**Work required**
Pictures aside, quote the whole listing exactly.

**Stored rows**
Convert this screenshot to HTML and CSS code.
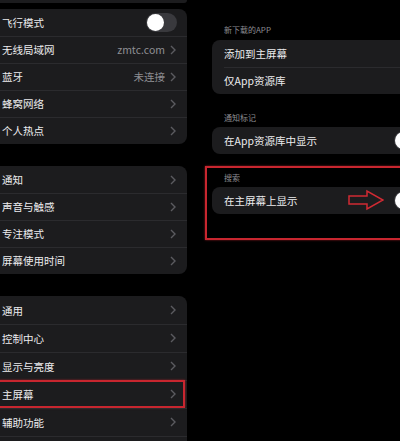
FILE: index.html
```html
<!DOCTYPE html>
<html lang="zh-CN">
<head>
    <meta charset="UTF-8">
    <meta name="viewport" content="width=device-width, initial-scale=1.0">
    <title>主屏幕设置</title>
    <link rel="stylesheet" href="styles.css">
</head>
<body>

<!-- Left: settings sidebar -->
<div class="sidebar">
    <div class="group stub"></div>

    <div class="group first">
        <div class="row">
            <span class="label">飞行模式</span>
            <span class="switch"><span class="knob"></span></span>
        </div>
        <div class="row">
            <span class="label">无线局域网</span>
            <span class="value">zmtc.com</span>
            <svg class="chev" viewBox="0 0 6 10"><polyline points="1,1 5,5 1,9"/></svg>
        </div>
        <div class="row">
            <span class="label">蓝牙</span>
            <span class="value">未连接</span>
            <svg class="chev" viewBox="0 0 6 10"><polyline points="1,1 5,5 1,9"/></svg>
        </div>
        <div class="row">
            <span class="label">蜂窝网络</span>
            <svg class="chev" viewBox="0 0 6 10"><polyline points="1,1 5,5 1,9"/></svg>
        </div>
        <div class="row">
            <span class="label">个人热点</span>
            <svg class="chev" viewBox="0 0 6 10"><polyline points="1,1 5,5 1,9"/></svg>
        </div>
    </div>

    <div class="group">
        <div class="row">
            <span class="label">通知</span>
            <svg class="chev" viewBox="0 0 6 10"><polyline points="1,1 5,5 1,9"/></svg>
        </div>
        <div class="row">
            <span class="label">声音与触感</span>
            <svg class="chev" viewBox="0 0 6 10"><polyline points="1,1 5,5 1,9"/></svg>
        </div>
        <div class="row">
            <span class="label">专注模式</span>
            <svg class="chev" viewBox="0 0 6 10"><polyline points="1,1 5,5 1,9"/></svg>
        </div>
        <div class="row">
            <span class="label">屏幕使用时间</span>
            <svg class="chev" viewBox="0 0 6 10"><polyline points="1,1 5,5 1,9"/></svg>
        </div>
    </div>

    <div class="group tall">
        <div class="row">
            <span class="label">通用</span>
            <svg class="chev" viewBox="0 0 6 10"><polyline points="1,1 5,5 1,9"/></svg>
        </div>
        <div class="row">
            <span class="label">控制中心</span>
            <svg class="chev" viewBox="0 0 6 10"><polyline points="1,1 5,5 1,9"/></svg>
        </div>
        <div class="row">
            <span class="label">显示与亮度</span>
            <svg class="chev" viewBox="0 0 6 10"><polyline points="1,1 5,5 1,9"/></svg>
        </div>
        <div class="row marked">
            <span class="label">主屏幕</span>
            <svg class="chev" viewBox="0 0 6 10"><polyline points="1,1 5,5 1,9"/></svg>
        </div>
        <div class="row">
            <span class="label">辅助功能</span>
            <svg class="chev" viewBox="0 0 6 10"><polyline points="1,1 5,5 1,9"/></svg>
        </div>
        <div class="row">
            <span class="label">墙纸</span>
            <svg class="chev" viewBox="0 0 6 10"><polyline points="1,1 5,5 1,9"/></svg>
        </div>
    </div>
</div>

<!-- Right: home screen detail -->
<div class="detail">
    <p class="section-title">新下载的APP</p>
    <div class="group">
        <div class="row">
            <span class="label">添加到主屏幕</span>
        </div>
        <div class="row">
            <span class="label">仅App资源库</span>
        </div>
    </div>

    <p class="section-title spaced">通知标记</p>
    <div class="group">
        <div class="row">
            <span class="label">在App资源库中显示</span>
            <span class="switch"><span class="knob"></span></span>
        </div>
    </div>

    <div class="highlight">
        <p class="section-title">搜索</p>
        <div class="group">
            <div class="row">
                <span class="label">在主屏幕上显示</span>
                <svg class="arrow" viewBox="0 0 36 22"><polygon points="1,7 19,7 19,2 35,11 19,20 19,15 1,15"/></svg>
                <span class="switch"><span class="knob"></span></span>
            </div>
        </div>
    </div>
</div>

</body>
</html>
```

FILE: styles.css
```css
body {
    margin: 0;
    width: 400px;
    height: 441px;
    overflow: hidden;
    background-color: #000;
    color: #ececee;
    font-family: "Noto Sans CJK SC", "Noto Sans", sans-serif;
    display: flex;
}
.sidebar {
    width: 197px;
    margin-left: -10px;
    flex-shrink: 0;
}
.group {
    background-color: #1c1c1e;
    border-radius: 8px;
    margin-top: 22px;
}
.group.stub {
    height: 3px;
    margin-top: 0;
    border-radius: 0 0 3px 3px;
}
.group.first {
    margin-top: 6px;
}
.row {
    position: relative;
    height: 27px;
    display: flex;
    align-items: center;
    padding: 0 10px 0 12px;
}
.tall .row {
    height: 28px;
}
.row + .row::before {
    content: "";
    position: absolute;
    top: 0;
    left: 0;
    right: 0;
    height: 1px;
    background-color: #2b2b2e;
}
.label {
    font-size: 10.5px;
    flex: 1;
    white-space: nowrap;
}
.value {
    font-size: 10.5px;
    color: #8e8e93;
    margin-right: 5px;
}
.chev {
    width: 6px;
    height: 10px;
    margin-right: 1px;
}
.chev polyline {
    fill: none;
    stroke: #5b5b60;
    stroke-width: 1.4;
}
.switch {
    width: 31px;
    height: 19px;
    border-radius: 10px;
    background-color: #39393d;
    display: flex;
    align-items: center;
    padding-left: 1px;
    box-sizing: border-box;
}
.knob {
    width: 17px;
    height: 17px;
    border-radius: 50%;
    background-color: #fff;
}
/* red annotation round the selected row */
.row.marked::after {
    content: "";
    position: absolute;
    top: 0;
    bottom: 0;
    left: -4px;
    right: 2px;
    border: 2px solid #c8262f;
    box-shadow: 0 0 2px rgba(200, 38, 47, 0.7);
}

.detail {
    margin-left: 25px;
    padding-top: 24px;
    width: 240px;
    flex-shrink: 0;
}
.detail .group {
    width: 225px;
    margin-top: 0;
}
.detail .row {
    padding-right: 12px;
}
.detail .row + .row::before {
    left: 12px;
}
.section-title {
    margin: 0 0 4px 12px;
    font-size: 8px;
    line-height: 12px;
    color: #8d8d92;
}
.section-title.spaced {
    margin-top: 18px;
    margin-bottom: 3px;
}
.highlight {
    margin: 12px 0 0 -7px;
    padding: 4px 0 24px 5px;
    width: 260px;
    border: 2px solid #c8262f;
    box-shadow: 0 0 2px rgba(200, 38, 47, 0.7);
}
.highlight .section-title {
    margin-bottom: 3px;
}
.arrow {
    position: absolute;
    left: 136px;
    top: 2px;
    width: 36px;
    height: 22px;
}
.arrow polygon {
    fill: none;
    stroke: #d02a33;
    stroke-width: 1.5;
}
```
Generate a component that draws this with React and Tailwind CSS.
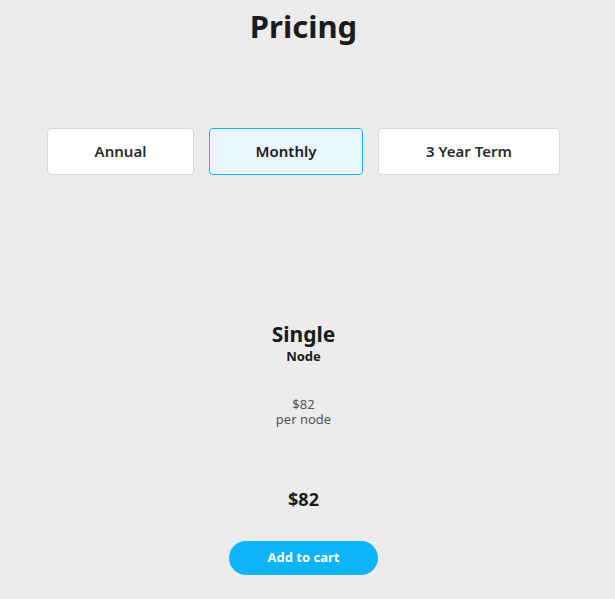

**Complete response**
Convert this screenshot to HTML and CSS code.
FILE: index.html
```html
<!DOCTYPE html>
<html lang="zh-CN">
<head>
    <meta charset="UTF-8">
    <meta name="viewport" content="width=device-width, initial-scale=1.0">
    <title>主屏幕设置</title>
    <link rel="stylesheet" href="styles.css">
</head>
<body>

<!-- Left: settings sidebar -->
<div class="sidebar">
    <div class="group stub"></div>

    <div class="group first">
        <div class="row">
            <span class="label">飞行模式</span>
            <span class="switch"><span class="knob"></span></span>
        </div>
        <div class="row">
            <span class="label">无线局域网</span>
            <span class="value">zmtc.com</span>
            <svg class="chev" viewBox="0 0 6 10"><polyline points="1,1 5,5 1,9"/></svg>
        </div>
        <div class="row">
            <span class="label">蓝牙</span>
            <span class="value">未连接</span>
            <svg class="chev" viewBox="0 0 6 10"><polyline points="1,1 5,5 1,9"/></svg>
        </div>
        <div class="row">
            <span class="label">蜂窝网络</span>
            <svg class="chev" viewBox="0 0 6 10"><polyline points="1,1 5,5 1,9"/></svg>
        </div>
        <div class="row">
            <span class="label">个人热点</span>
            <svg class="chev" viewBox="0 0 6 10"><polyline points="1,1 5,5 1,9"/></svg>
        </div>
    </div>

    <div class="group">
        <div class="row">
            <span class="label">通知</span>
            <svg class="chev" viewBox="0 0 6 10"><polyline points="1,1 5,5 1,9"/></svg>
        </div>
        <div class="row">
            <span class="label">声音与触感</span>
            <svg class="chev" viewBox="0 0 6 10"><polyline points="1,1 5,5 1,9"/></svg>
        </div>
        <div class="row">
            <span class="label">专注模式</span>
            <svg class="chev" viewBox="0 0 6 10"><polyline points="1,1 5,5 1,9"/></svg>
        </div>
        <div class="row">
            <span class="label">屏幕使用时间</span>
            <svg class="chev" viewBox="0 0 6 10"><polyline points="1,1 5,5 1,9"/></svg>
        </div>
    </div>

    <div class="group tall">
        <div class="row">
            <span class="label">通用</span>
            <svg class="chev" viewBox="0 0 6 10"><polyline points="1,1 5,5 1,9"/></svg>
        </div>
        <div class="row">
            <span class="label">控制中心</span>
            <svg class="chev" viewBox="0 0 6 10"><polyline points="1,1 5,5 1,9"/></svg>
        </div>
        <div class="row">
            <span class="label">显示与亮度</span>
            <svg class="chev" viewBox="0 0 6 10"><polyline points="1,1 5,5 1,9"/></svg>
        </div>
        <div class="row marked">
            <span class="label">主屏幕</span>
            <svg class="chev" viewBox="0 0 6 10"><polyline points="1,1 5,5 1,9"/></svg>
        </div>
        <div class="row">
            <span class="label">辅助功能</span>
            <svg class="chev" viewBox="0 0 6 10"><polyline points="1,1 5,5 1,9"/></svg>
        </div>
        <div class="row">
            <span class="label">墙纸</span>
            <svg class="chev" viewBox="0 0 6 10"><polyline points="1,1 5,5 1,9"/></svg>
        </div>
    </div>
</div>

<!-- Right: home screen detail -->
<div class="detail">
    <p class="section-title">新下载的APP</p>
    <div class="group">
        <div class="row">
            <span class="label">添加到主屏幕</span>
        </div>
        <div class="row">
            <span class="label">仅App资源库</span>
        </div>
    </div>

    <p class="section-title spaced">通知标记</p>
    <div class="group">
        <div class="row">
            <span class="label">在App资源库中显示</span>
            <span class="switch"><span class="knob"></span></span>
        </div>
    </div>

    <div class="highlight">
        <p class="section-title">搜索</p>
        <div class="group">
            <div class="row">
                <span class="label">在主屏幕上显示</span>
                <svg class="arrow" viewBox="0 0 36 22"><polygon points="1,7 19,7 19,2 35,11 19,20 19,15 1,15"/></svg>
                <span class="switch"><span class="knob"></span></span>
            </div>
        </div>
    </div>
</div>

</body>
</html>
```

FILE: styles.css
```css
body {
    margin: 0;
    width: 400px;
    height: 441px;
    overflow: hidden;
    background-color: #000;
    color: #ececee;
    font-family: "Noto Sans CJK SC", "Noto Sans", sans-serif;
    display: flex;
}
.sidebar {
    width: 197px;
    margin-left: -10px;
    flex-shrink: 0;
}
.group {
    background-color: #1c1c1e;
    border-radius: 8px;
    margin-top: 22px;
}
.group.stub {
    height: 3px;
    margin-top: 0;
    border-radius: 0 0 3px 3px;
}
.group.first {
    margin-top: 6px;
}
.row {
    position: relative;
    height: 27px;
    display: flex;
    align-items: center;
    padding: 0 10px 0 12px;
}
.tall .row {
    height: 28px;
}
.row + .row::before {
    content: "";
    position: absolute;
    top: 0;
    left: 0;
    right: 0;
    height: 1px;
    background-color: #2b2b2e;
}
.label {
    font-size: 10.5px;
    flex: 1;
    white-space: nowrap;
}
.value {
    font-size: 10.5px;
    color: #8e8e93;
    margin-right: 5px;
}
.chev {
    width: 6px;
    height: 10px;
    margin-right: 1px;
}
.chev polyline {
    fill: none;
    stroke: #5b5b60;
    stroke-width: 1.4;
}
.switch {
    width: 31px;
    height: 19px;
    border-radius: 10px;
    background-color: #39393d;
    display: flex;
    align-items: center;
    padding-left: 1px;
    box-sizing: border-box;
}
.knob {
    width: 17px;
    height: 17px;
    border-radius: 50%;
    background-color: #fff;
}
/* red annotation round the selected row */
.row.marked::after {
    content: "";
    position: absolute;
    top: 0;
    bottom: 0;
    left: -4px;
    right: 2px;
    border: 2px solid #c8262f;
    box-shadow: 0 0 2px rgba(200, 38, 47, 0.7);
}

.detail {
    margin-left: 25px;
    padding-top: 24px;
    width: 240px;
    flex-shrink: 0;
}
.detail .group {
    width: 225px;
    margin-top: 0;
}
.detail .row {
    padding-right: 12px;
}
.detail .row + .row::before {
    left: 12px;
}
.section-title {
    margin: 0 0 4px 12px;
    font-size: 8px;
    line-height: 12px;
    color: #8d8d92;
}
.section-title.spaced {
    margin-top: 18px;
    margin-bottom: 3px;
}
.highlight {
    margin: 12px 0 0 -7px;
    padding: 4px 0 24px 5px;
    width: 260px;
    border: 2px solid #c8262f;
    box-shadow: 0 0 2px rgba(200, 38, 47, 0.7);
}
.highlight .section-title {
    margin-bottom: 3px;
}
.arrow {
    position: absolute;
    left: 136px;
    top: 2px;
    width: 36px;
    height: 22px;
}
.arrow polygon {
    fill: none;
    stroke: #d02a33;
    stroke-width: 1.5;
}
```
Generate a component that draws this with React and Tailwind CSS.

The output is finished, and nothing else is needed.